Monday, August 4, 2014

The White Magic Five and Dime - Steve Hockensmith & Lisa Falco
First line: "The phone rang, and I answered it."

Alanis McLachlan is not at all surprised to get a phone call saying her con-artist mother has been murdered. She is, however, surprised to find out her mother bequeathed her an inheritance. So she packs up and heads west to Berdache, Arizona, where she finds her mother's shop, The White Magic Five and Dime, as well as her mother's very-much-living young tenant/side-kick, Clarice.

Keeping in true form, Alanis' mother (now known as Athena) had set up a regular gig in Berdache, conning people through tarot card readings. 

Alanis feels she owes her mother a very old debt and to pay it, she's determined to find out who killed her. As she digs into the evidence, she learns a bit about tarot, finds a slew of people with potential motives, and spends more than her fair share of time with the handsome detective of the Berdache Police Department. However, Alanis also discovers more than she bargained for. She may be out of her league, but it's all in the cards...

I was so excited to get my paws on this book. Many of you who have been reading here for awhile know I am a fan of Steve Hockensmith's Holmes on the Range series and was very disappointed to hear that it was dropped by the publisher. So news of a new adult series was welcome music to my ears. Even better, The White Magic Five and Dime didn't disappoint my high anticipation!

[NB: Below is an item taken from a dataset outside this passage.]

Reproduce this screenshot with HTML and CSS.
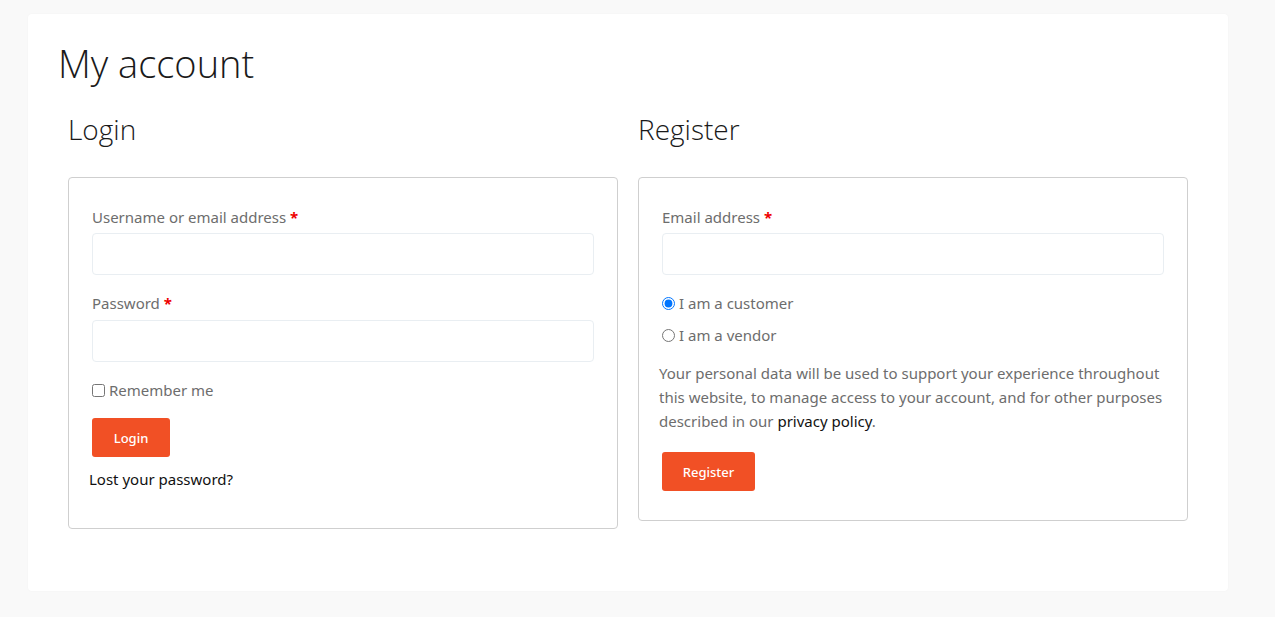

The book is a lighter side of the mystery genre and is probably classified within the cozy realm. However, if you're averse to profanity, you may want to steer clear. While it's not inundated with swearing, Hockensmith also doesn't shy away from it.

What else does he not shy away from? Smart humor. Absolutely one of the things I love most about his writing is the humor and this kick-off to a new series is steeped in it. The beginning of each chapter has a card from the tarot deck with a quote from "Miss Chance, Infinite Roads to Knowing." This is a book Alanis is supposed to be reading to better understand the tarot. The quotes about the cards are cheeky but simultaneously insightful--about life and the coming chapter:

"Strength card: Is the woman closing the lion's mouth, opening it, or giving the lion a handful of tuna Pounce? You decide. What's important is that even the King of the Jungle is just a big pussycat if you approach him without fear. WARNING: This applies to metaphorical lions only. The author of this book is not responsible for attempts to give real live lions handfuls of tuna Pounce. --Miss Chance, Infinite Roads to Knowing"

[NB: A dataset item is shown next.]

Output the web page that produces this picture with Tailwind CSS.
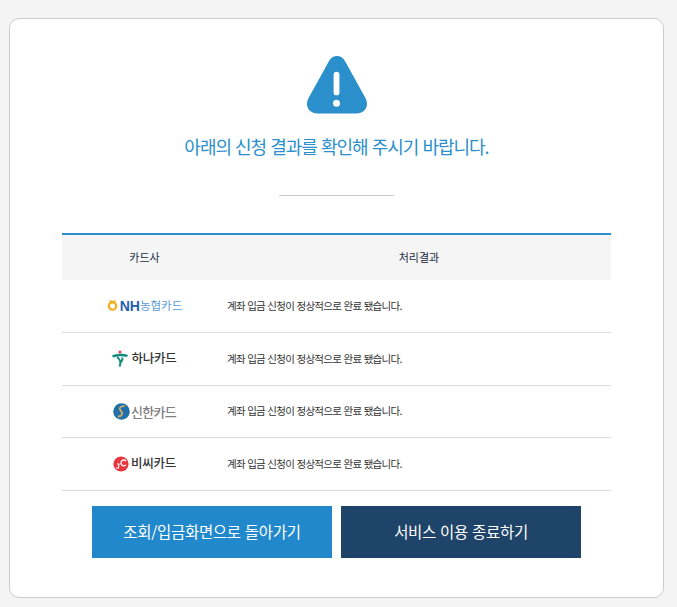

This approach to the tarot best sums up the whole book. There's an element of mockery but also an openness, a willingness to learn. And the complexity of this novel adds to the fun. The various levels of meaning in the story's events challenge the reader to see beyond a simple whodunit. Even the protagonist's name is steeped in potential meaning. 

Great humor and complex plots are super, but if the characters fall flat, it's hard to compensate. The White Magic Five and Dime doesn't need to worry about that, though. The characters are dynamic, fun, empathetic and even unpredictable. Hockensmith throws some impressive curve balls into the mix that are character development more so than plot twist, and that engages the reader with the characters, creating strong connections and investment. The minor characters, like a withered old man from the retirement home, enrich the story with color and heart. I found myself hoping they would make regular returns in future series installments.

There's no doubt about it, I'm thrilled to have more Steve Hockensmith--and Lisa Falco--to look forward to. The town of Berdache will never be the same. I'm still disappointed that the Amlingmeyer Brothers have been given a hiatus, but I'm excited to welcome Alanis McLachlan onto my bookshelf!

The White Magic Five and Dime is available in trade paperback (ISBN: 978-0738740225) from Midnight Ink.


Steve Hockensmith August 9, 2014 at 3:52 PM  

Thanks for the love for Wimfad, Jen! (I've started to call the book Wimfad because typing The White Magic Five & Dime all the time is starting to make my fingers ache. Speaking of which -- ouch.)